When you actually do a close reading of the comments, it’s kind of easy for me to go, “Oh god, these kinds of arguments back and forth”—it echoes what we typically see in comments, which is not the highest level of discourse in the land. But if you read more, you go, “Well, there’s actually a lot of kind of substantive conversation happening here. It’s pretty on point with what’s in the videos.” Sometimes we read comments or we read debates that are happening online about this New York magazine article, for example, and we take the extremes as being indicative of the state of the conversation. Because they stand out, we’re attracted to that. They’re well-defined and polarized and contesting. We often miss this conversation that’s happening in the middle. I’m increasingly convinced that that’s where we really need to focus. Like I said, 74 percent of Americans are in the middle somewhere on climate change. They’re persuadable, they’re movable. They’re diverse, too, so we can’t just think of them as one mass audience.
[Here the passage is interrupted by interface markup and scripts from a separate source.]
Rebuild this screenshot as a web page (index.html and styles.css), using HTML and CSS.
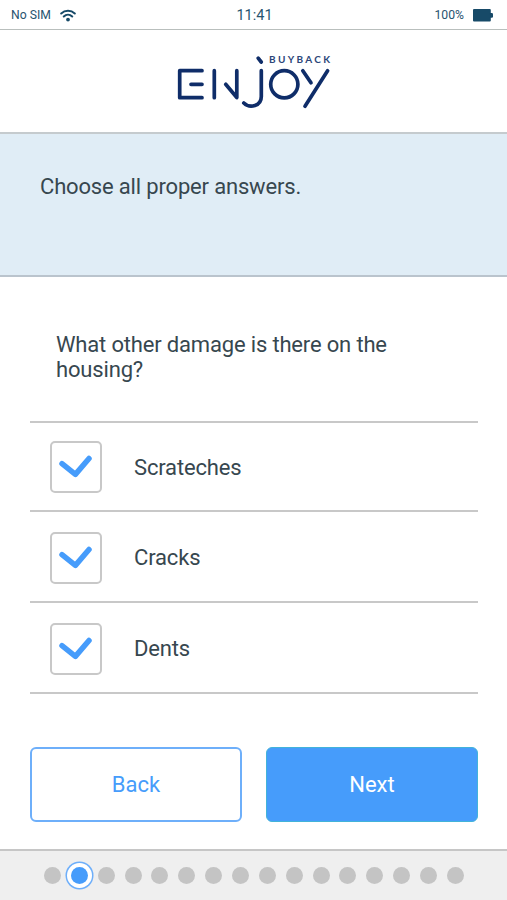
FILE: index.html
```html
<!DOCTYPE html>
<html lang="en">
<head>
    <title>Enjoy Buyback</title>
    <meta charset="utf-8">
    <meta name="viewport" content="width=device-width, initial-scale=1">
    <link rel="stylesheet" href="styles.css">
</head>
<body>
    <div class="status-bar">
        <div class="status-left">
            <span>No SIM</span>
            <svg class="wifi" width="16" height="13" viewBox="0 0 16 13">
                <path d="M1.2 4.5a10 10 0 0 1 13.6 0M3.8 7.5a6.2 6.2 0 0 1 8.4 0"/>
                <circle cx="8" cy="10.6" r="1.9"/>
            </svg>
        </div>
        <div class="status-time">11:41</div>
        <div class="status-right">
            <span>100%</span>
            <svg class="battery" width="20" height="13" viewBox="0 0 20 13">
                <rect x="0" y="0" width="17.8" height="12.6" rx="1"/>
                <rect x="16" y="4" width="4" height="4.8" rx="1.2"/>
            </svg>
        </div>
    </div>

    <div class="header">
        <svg class="logo" width="156" height="60" viewBox="176 52 156 60">
            <path d="M202 70.7H179.7V97.7H202M191 84.3H202"/>
            <path d="M214.3 70.7V97.7M225.7 84.3L236.8 97.5V70.7"/>
            <path d="M258.2 58.2L261.2 62M261.3 70.7V96.5C261.3 106 250 109 243.8 103"/>
            <circle cx="284.3" cy="84.3" r="13.6"/>
            <path d="M302.8 70.7L311 82.8M327.6 70.7L305 106.2"/>
            <text x="269" y="63.4" textLength="61">BUYBACK</text>
        </svg>
    </div>

    <div class="banner">Choose all proper answers.</div>

    <div class="main">
        <div class="question">What other damage is there on the housing?</div>
        <div class="list">
            <div class="item">
                <div class="check"><svg width="34" height="24" viewBox="0 0 34 24"><path d="M3 8.7L16.4 19.4L30 3.5"/></svg></div>
                <span>Scrateches</span>
            </div>
            <div class="item">
                <div class="check"><svg width="34" height="24" viewBox="0 0 34 24"><path d="M3 8.7L16.4 19.4L30 3.5"/></svg></div>
                <span>Cracks</span>
            </div>
            <div class="item">
                <div class="check"><svg width="34" height="24" viewBox="0 0 34 24"><path d="M3 8.7L16.4 19.4L30 3.5"/></svg></div>
                <span>Dents</span>
            </div>
        </div>
        <div class="buttons">
            <button class="btn">Back</button>
            <button class="btn next">Next</button>
        </div>
    </div>

    <div class="steps">
        <div class="dot"></div>
        <div class="dot active"></div>
        <div class="dot"></div>
        <div class="dot"></div>
        <div class="dot"></div>
        <div class="dot"></div>
        <div class="dot"></div>
        <div class="dot"></div>
        <div class="dot"></div>
        <div class="dot"></div>
        <div class="dot"></div>
        <div class="dot"></div>
        <div class="dot"></div>
        <div class="dot"></div>
        <div class="dot"></div>
        <div class="dot"></div>
    </div>
</body>
</html>
```
FILE: styles.css
```css
* {
    box-sizing: border-box;
}
body {
    margin: 0;
    height: 900px;
    display: flex;
    flex-direction: column;
    font-family: Roboto, "Liberation Sans", sans-serif;
    font-size: 22px;
    letter-spacing: -0.17px;
    color: #37474f;
    background-color: #fff;
}

/* status bar */
.status-bar {
    height: 30px;
    padding: 1px 14px 0 11px;
    display: grid;
    grid-template-columns: 1fr auto 1fr;
    align-items: center;
    border-bottom: 1px solid #b9bfbd;
    font-size: 12.2px;
    letter-spacing: 0;
    color: #27546f;
}
.status-left,
.status-right {
    display: flex;
    align-items: center;
    gap: 9px;
}
.status-right {
    justify-content: flex-end;
}
.status-time {
    padding-left: 5px;
    font-size: 14.5px;
}
.wifi path {
    fill: none;
    stroke: #174a68;
    stroke-width: 2;
    stroke-linecap: round;
}
.wifi circle,
.battery {
    fill: #174a68;
}

/* logo */
.header {
    height: 104px;
    padding-top: 22px;
    border-bottom: 2px solid #c5cbce;
    text-align: center;
}
.logo path,
.logo circle {
    fill: none;
    stroke: #0f2d69;
    stroke-width: 3.7;
    stroke-linecap: round;
    stroke-linejoin: round;
}
.logo text {
    fill: #2c4679;
    font-family: Lato, sans-serif;
    font-size: 10px;
    font-weight: bold;
}

.banner {
    height: 143px;
    padding: 40px 40px 0;
    line-height: 26px;
    background-color: #e0edf6;
    border-bottom: 2px solid #bac4cd;
}

/* question */
.main {
    flex: 1;
    padding: 55px 29px 0 30px;
}
.question {
    height: 89px;
    padding: 0 26px;
    line-height: 25px;
}
.list {
    border-top: 2px solid #c8c8c8;
}
.item {
    height: 91px;
    padding: 2px 0 0 20px;
    display: flex;
    align-items: center;
    gap: 32px;
    border-bottom: 2px solid #c8c8c8;
}
.item:first-child {
    height: 89px;
    padding-top: 1px;
}
.check {
    width: 52px;
    height: 52px;
    display: flex;
    align-items: center;
    justify-content: center;
    border: 2px solid #c8c8c8;
    border-radius: 5px;
}
.check path {
    fill: none;
    stroke: #469cfb;
    stroke-width: 5.5;
    stroke-linecap: round;
    stroke-linejoin: round;
}

.buttons {
    margin-top: 53px;
    display: flex;
    justify-content: space-between;
}
.btn {
    width: 212px;
    height: 75px;
    padding: 0;
    font: inherit;
    letter-spacing: 0;
    color: #469cfb;
    background-color: #fff;
    border: 2px solid #6eaffa;
    border-radius: 6px;
}
.next {
    color: #fff;
    background-color: #469cfb;
    border: 1px solid #43b3d9;
}

/* progress */
.steps {
    height: 51px;
    padding: 0 43px 0 44px;
    display: flex;
    align-items: center;
    justify-content: space-between;
    background-color: #efefef;
    border-top: 2px solid #c6c6c6;
}
.dot {
    width: 17px;
    height: 17px;
    border-radius: 50%;
    background-color: #c4c4c4;
}
.dot.active {
    background-color: #469cfb;
    box-shadow: 0 0 0 4px #fff, 0 0 0 5.5px #6eaffa;
}
```
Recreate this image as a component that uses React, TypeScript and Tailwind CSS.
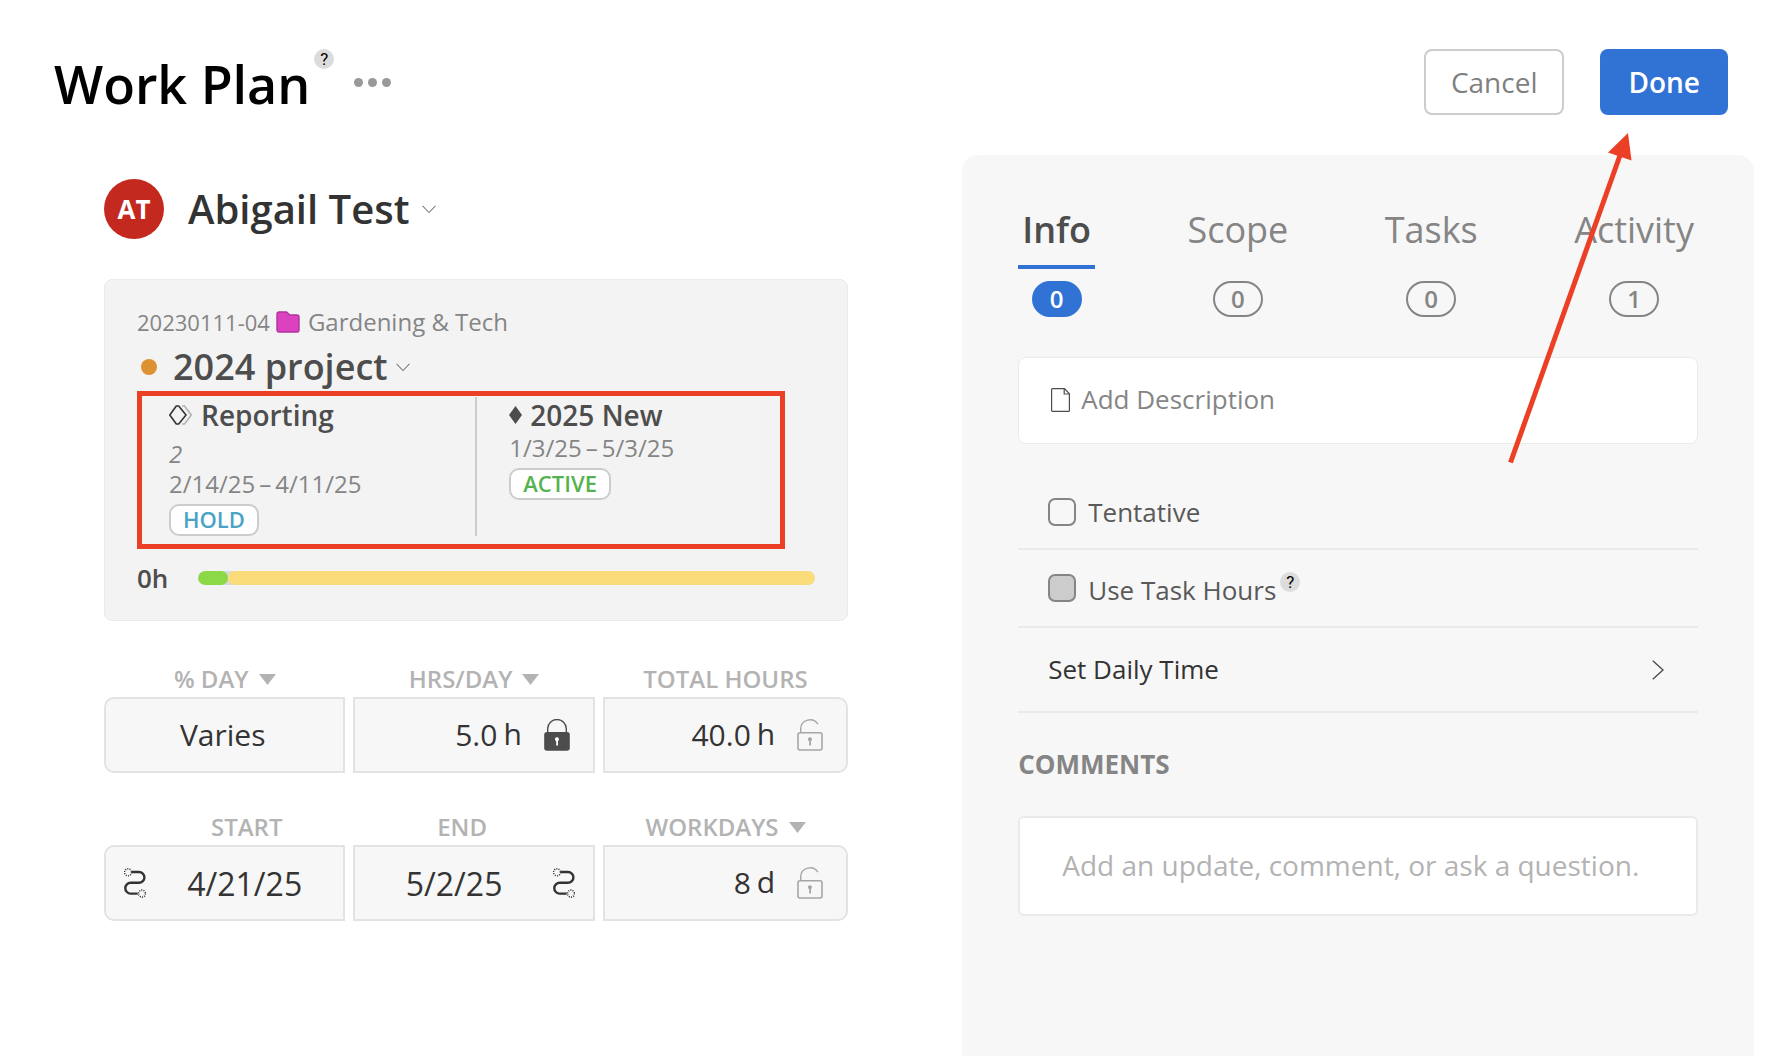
import React from 'react';

const tabs = [
  { name: 'Info', count: 0, active: true },
  { name: 'Scope', count: 0, active: false },
  { name: 'Tasks', count: 0, active: false },
  { name: 'Activity', count: 1, active: false },
];

function HelpBadge() {
  return (
    <button
      type="button"
      aria-label="Help"
      className="flex size-5 items-center justify-center rounded-full bg-[#dcdcdc] font-['Roboto',sans-serif] text-[17px] leading-5 text-black"
    >
      ?
    </button>
  );
}

function ChevronDown() {
  return (
    <svg width="14" height="9" viewBox="0 0 14 9" fill="none" stroke="#4d4d4d" aria-hidden="true">
      <path d="M0.5 0.8 L7 7.6 L13.5 0.8" />
    </svg>
  );
}

function FolderIcon() {
  return (
    <svg width="24" height="22" viewBox="0 0 24 22" aria-hidden="true">
      <path
        d="M1 3 a2 2 0 0 1 2-2 h7.5 l3.5 3 h7 a2 2 0 0 1 2 2 v13 a2 2 0 0 1-2 2 h-18 a2 2 0 0 1-2-2 z"
        fill="#dc42c0"
        stroke="#b0359b"
        strokeWidth="1.4"
      />
    </svg>
  );
}

function PhaseIcon() {
  return (
    <svg width="24" height="20" viewBox="0 0 24 20" fill="none" aria-hidden="true">
      <path d="M13 1 h2.5 l6.8 9 l-6.8 9 h-2.5" stroke="#b3b3b3" strokeWidth="1.6" />
      <path d="M7.3 1 h2.4 L17 10 L9.7 19 h-2.4 L0.8 10 z" stroke="#333" strokeWidth="1.6" strokeLinejoin="round" />
    </svg>
  );
}

function DiamondIcon() {
  return (
    <svg width="13" height="18" viewBox="0 0 13 18" fill="#4d4d4d" aria-hidden="true">
      <path d="M6.5 0 L13 9 L6.5 18 L0 9 z" />
    </svg>
  );
}

function LockIcon({ locked }: { locked: boolean }) {
  const color = locked ? '#4d4d4d' : '#a6a6a6';
  return (
    <svg width="26" height="32" viewBox="0 0 26 32" fill="none" stroke={color} aria-hidden="true">
      <path
        d={locked ? 'M3.7 14 V9.5 a9.3 9 0 0 1 18.6 0 V14' : 'M3.7 14 V9.5 a9.3 9 0 0 1 17.2 -4.4'}
        strokeWidth="1.4"
      />
      <rect x="1" y="13.8" width="24" height="17.2" rx="2" strokeWidth="1.6" fill={locked ? color : 'none'} />
      <path
        d="M11 20.5 a2 2 0 1 1 3 1.4 V26.5 h-1.8 V22.2 a2 2 0 0 1 -1.2 -1.7 z"
        fill={locked ? '#fff' : color}
        stroke="none"
      />
    </svg>
  );
}

function PathIcon() {
  return (
    <svg width="22" height="30" viewBox="0 0 22 30" fill="none" stroke="#333" aria-hidden="true">
      <path d="M7.5 4 h7.5 a5.3 5.3 0 0 1 0 10.8 h-8.3 a5.4 5.4 0 0 0 0 10.8 h7" strokeWidth="2.4" />
      <circle cx="4" cy="4.3" r="3.5" strokeWidth="1.6" strokeDasharray="1 1.2" />
      <circle cx="18" cy="25.6" r="3.5" strokeWidth="1.6" strokeDasharray="1 1.2" />
    </svg>
  );
}

function Caret() {
  return (
    <svg width="17" height="11" viewBox="0 0 17 11" fill="#b3b3b3" aria-hidden="true">
      <path d="M0 0 H17 L8.5 11 z" />
    </svg>
  );
}

interface FieldProps {
  id: string;
  label: string;
  value: string;
  caret?: boolean;
  unit?: string;
  locked?: boolean;
  labelClass?: string;
  boxClass?: string;
  inputClass: string;
  before?: React.ReactNode;
  after?: React.ReactNode;
}

function Field({ id, label, value, caret, unit, locked, labelClass = '', boxClass = '', inputClass, before, after }: FieldProps) {
  return (
    <div className="min-w-0">
      <div className={`flex items-center justify-center gap-[10px] ${labelClass}`}>
        <label htmlFor={id} className="text-[24px] leading-9 font-semibold text-[#b3b3b3]">
          {label}
        </label>
        {caret && <Caret />}
      </div>
      <div className={`flex h-[76px] items-center border-2 border-[#e3e3e3] bg-[#f7f7f7] text-[#333] ${boxClass}`}>
        {before}
        <input id={id} defaultValue={value} className={`min-w-0 flex-1 bg-transparent outline-none ${inputClass}`} />
        {unit && <span className="ml-[6px] pb-[2px] text-[30px] leading-10">{unit}</span>}
        {locked !== undefined && (
          <button type="button" aria-label={locked ? 'Unlock' : 'Lock'} className="mr-[23px] ml-[22px]">
            <LockIcon locked={locked} />
          </button>
        )}
        {after}
      </div>
    </div>
  );
}

function Header() {
  return (
    <header className="flex items-center justify-between pt-[49px] pr-[46px] pb-10 pl-[54px]">
      <div className="flex items-center">
        <h1 className="pt-1 text-[52px] leading-[62px] font-semibold text-black">Work Plan</h1>
        <div className="ml-1 self-start">
          <HelpBadge />
        </div>
        <button type="button" aria-label="More" className="ml-5 flex gap-[5px]">
          <span className="size-[9px] rounded-full bg-[#999]" />
          <span className="size-[9px] rounded-full bg-[#999]" />
          <span className="size-[9px] rounded-full bg-[#999]" />
        </button>
      </div>
      <div className="flex gap-9">
        <button type="button" className="h-[66px] rounded-lg border-2 border-[#ccc] px-[25px] text-[28px] text-[#808080]">
          Cancel
        </button>
        <button type="button" className="h-[66px] rounded-lg bg-[#3173d5] px-7 text-[28px] font-semibold text-white">
          Done
        </button>
      </div>
    </header>
  );
}

function ProjectCard() {
  return (
    <div className="mt-10 rounded-lg border border-[#eaeaea] bg-[#f3f3f3] px-8 pt-[26px] pb-[25px]">
      <div className="flex items-center text-[24px] leading-8 text-[#858585]">
        <span className="mr-[6px] text-[22px]">20230111-04</span>
        <FolderIcon />
        <span className="ml-2">Gardening &amp; Tech</span>
      </div>
      <div className="mt-[5px] flex items-center">
        <span className="ml-1 size-4 rounded-full bg-[#dc9233]" />
        <h3 className="mr-2 ml-4 text-[36px] leading-[48px] font-semibold text-[#4d4d4d]">2024 project</h3>
        <ChevronDown />
      </div>

      <div className="relative mr-[30px] grid grid-cols-[21fr_19fr] pt-[6px] pb-[13px] text-[24px] leading-[30px] text-[#858585]">
        <div className="border-r-2 border-[#ccc] pl-8">
          <div className="flex items-center gap-2">
            <PhaseIcon />
            <h4 className="text-[28px] leading-9 font-semibold text-[#4d4d4d]">Reporting</h4>
          </div>
          <p className="mt-[6px] italic">2</p>
          <p>2/14/25&#8201;–&#8201;4/11/25</p>
          <div className="mt-[5px] inline-block rounded-[10px] border-2 border-[#ccc] bg-white px-3 pb-[2px] text-[22px] leading-[26px] font-semibold text-[#4aa3c7]">
            HOLD
          </div>
        </div>
        <div className="pl-8">
          <div className="flex items-center gap-2">
            <DiamondIcon />
            <h4 className="text-[28px] leading-9 font-semibold text-[#4d4d4d]">2025 New</h4>
          </div>
          <p>1/3/25&#8201;–&#8201;5/3/25</p>
          <div className="mt-[5px] inline-block rounded-[10px] border-2 border-[#ccc] bg-white px-3 pb-[2px] text-[22px] leading-[26px] font-semibold text-[#56b24e]">
            ACTIVE
          </div>
        </div>
        {/* red highlight drawn over the phases */}
        <div className="pointer-events-none absolute inset-0 border-5 border-[#ec4026]" />
      </div>

      <div className="mt-3 flex items-center">
        <span className="w-[61px] text-[26px] leading-[34px] font-semibold text-[#4d4d4d]">0h</span>
        <div className="flex h-[14px] flex-1 overflow-hidden rounded-full bg-[#d9d9d9]">
          <div className="w-[30px] rounded-full bg-[#8bd946]" />
          <div className="flex-1 rounded-full bg-[#fadd7a]" />
        </div>
      </div>
    </div>
  );
}

function PlanForm() {
  return (
    <section className="pt-6">
      <div className="flex items-center">
        <div className="flex size-[60px] items-center justify-center rounded-full bg-[#c4291f] text-[26px] font-bold text-white">
          AT
        </div>
        <h2 className="mr-3 ml-6 text-[40px] leading-[60px] font-semibold text-[#333]">Abigail Test</h2>
        <ChevronDown />
      </div>

      <ProjectCard />

      <div className="mt-10 grid grid-cols-[60fr_60fr_61fr] gap-2">
        <Field id="day" label="% DAY" value="Varies" caret boxClass="rounded-l-[10px]" inputClass="pb-[2px] pr-1 text-center text-[30px]" />
        <Field id="hrs" label="HRS/DAY" value="5.0" caret unit="h" locked inputClass="pb-[2px] text-right text-[30px]" />
        <Field id="total" label="TOTAL HOURS" value="40.0" unit="h" locked={false} boxClass="rounded-r-[10px]" inputClass="pb-[2px] text-right text-[30px]" />
      </div>
      <div className="mt-9 grid grid-cols-[60fr_60fr_61fr] gap-2">
        <Field
          id="start"
          label="START"
          value="4/21/25"
          labelClass="pl-11"
          boxClass="rounded-l-[10px] pl-[18px]"
          inputClass="pt-[2px] text-center text-[32px]"
          before={<PathIcon />}
        />
        <Field
          id="end"
          label="END"
          value="5/2/25"
          labelClass="pr-6"
          boxClass="pr-[18px]"
          inputClass="pt-[2px] text-center text-[32px]"
          after={<PathIcon />}
        />
        <Field id="workdays" label="WORKDAYS" value="8" caret unit="d" locked={false} boxClass="rounded-r-[10px]" inputClass="pb-[2px] text-right text-[30px]" />
      </div>
    </section>
  );
}

function DetailsPanel() {
  return (
    <aside className="relative rounded-t-2xl bg-[#f7f7f7] px-14 pt-[50px]">
      <div role="tablist" className="flex justify-between">
        {tabs.map((tab) => (
          <button key={tab.name} type="button" role="tab" aria-selected={tab.active} className="flex flex-col items-center">
            <span
              className={`border-b-4 px-1 pb-[10px] text-[36px] leading-[50px] ${
                tab.active ? 'border-[#3173d5] font-semibold text-[#4d4d4d]' : 'border-transparent text-[#858585]'
              }`}
            >
              {tab.name}
            </span>
            <span
              className={`mt-3 h-9 w-[50px] rounded-full border-2 text-[24px] leading-8 font-semibold ${
                tab.active ? 'border-[#3173d5] bg-[#3173d5] text-white' : 'border-[#858585] text-[#858585]'
              }`}
            >
              {tab.count}
            </span>
          </button>
        ))}
      </div>

      <button
        type="button"
        className="mt-10 flex h-[87px] w-full items-center gap-[11px] rounded-lg border border-[#eaeaea] bg-white px-8 pb-[2px] text-[26px] text-[#858585]"
      >
        <svg width="19" height="24" viewBox="0 0 19 24" fill="none" stroke="#4d4d4d" strokeWidth="1.2" aria-hidden="true">
          <path d="M1.6 0.6 H13.5 L18.4 5.8 V22.4 a1 1 0 0 1 -1 1 H1.6 a1 1 0 0 1 -1 -1 V1.6 a1 1 0 0 1 1 -1 z" />
          <path d="M13.2 0.6 V6 H18.4" />
        </svg>
        Add Description
      </button>

      <div className="mt-8 flex h-[74px] items-center border-b-2 border-[#eaeaea] px-[30px]">
        <input
          id="tentative"
          type="checkbox"
          className="size-7 appearance-none rounded-[7px] border-2 border-[#858585] checked:bg-[#3173d5]"
        />
        <label htmlFor="tentative" className="ml-3 text-[26px] leading-9 text-[#595959]">
          Tentative
        </label>
      </div>
      <div className="flex h-[78px] items-center border-b-2 border-[#eaeaea] px-[30px]">
        <input
          id="task-hours"
          type="checkbox"
          disabled
          className="size-7 appearance-none rounded-[7px] border-2 border-[#858585] bg-[#ccc]"
        />
        <label htmlFor="task-hours" className="mt-1 mr-1 ml-3 text-[26px] leading-9 text-[#595959]">
          Use Task Hours
        </label>
        <div className="pb-3">
          <HelpBadge />
        </div>
      </div>
      <button
        type="button"
        className="flex h-[85px] w-full items-center justify-between border-b-2 border-[#eaeaea] pr-[34px] pl-[30px] text-[26px] text-[#333]"
      >
        Set Daily Time
        <svg width="12" height="20" viewBox="0 0 12 20" fill="none" stroke="#4d4d4d" strokeWidth="1.4" aria-hidden="true">
          <path d="M0.8 0.8 L11 10 L0.8 19.2" />
        </svg>
      </button>

      <label htmlFor="comment" className="my-8 block text-[26px] leading-[39px] font-bold text-[#858585]">
        COMMENTS
      </label>
      <input
        id="comment"
        type="text"
        placeholder="Add an update, comment, or ask a question."
        className="block h-[100px] w-full rounded-md border-2 border-[#eaeaea] bg-white px-[42px] pb-[2px] text-[28px] text-[#333] outline-none placeholder:text-[#b3b3b3]"
      />

      {/* arrow pointing at the Done button */}
      <svg
        className="pointer-events-none absolute -top-[25px] right-[114px]"
        width="140"
        height="340"
        viewBox="0 0 140 340"
        aria-hidden="true"
      >
        <path d="M10.5 332.5 L120.5 24" stroke="#ec4026" strokeWidth="5" />
        <path d="M128 3 L108 22.5 L131.5 30.5 z" fill="#ec4026" />
      </svg>
    </aside>
  );
}

function App() {
  return (
    <div className="flex min-h-screen flex-col bg-white font-['Open_Sans',sans-serif]">
      <Header />
      <main className="grid flex-1 grid-cols-[47fr_50fr] gap-[114px] pr-5 pl-[104px]">
        <PlanForm />
        <DetailsPanel />
      </main>
    </div>
  );
}

export default App;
But that’s where I think there’s a lot to learn, a lot to experiment with, a lot to try. One of the episodes that we’re thinking of doing, the high concept of it is: “We’re all in Paris.” Despite the polarization that we see, and in some cases because of that polarization, that has motivated a lot of people to be, “Hey, we’re in. We’re on board with these goals to get to carbon neutrality this century, hopefully by mid-century,” to contain the greatest risks. Whether it’s individually, in our companies and corporations, in our cities or our states, that we’re all in one way, in some ways or others, on this path, despite the polarization that’s happening and that often dominates the conversations.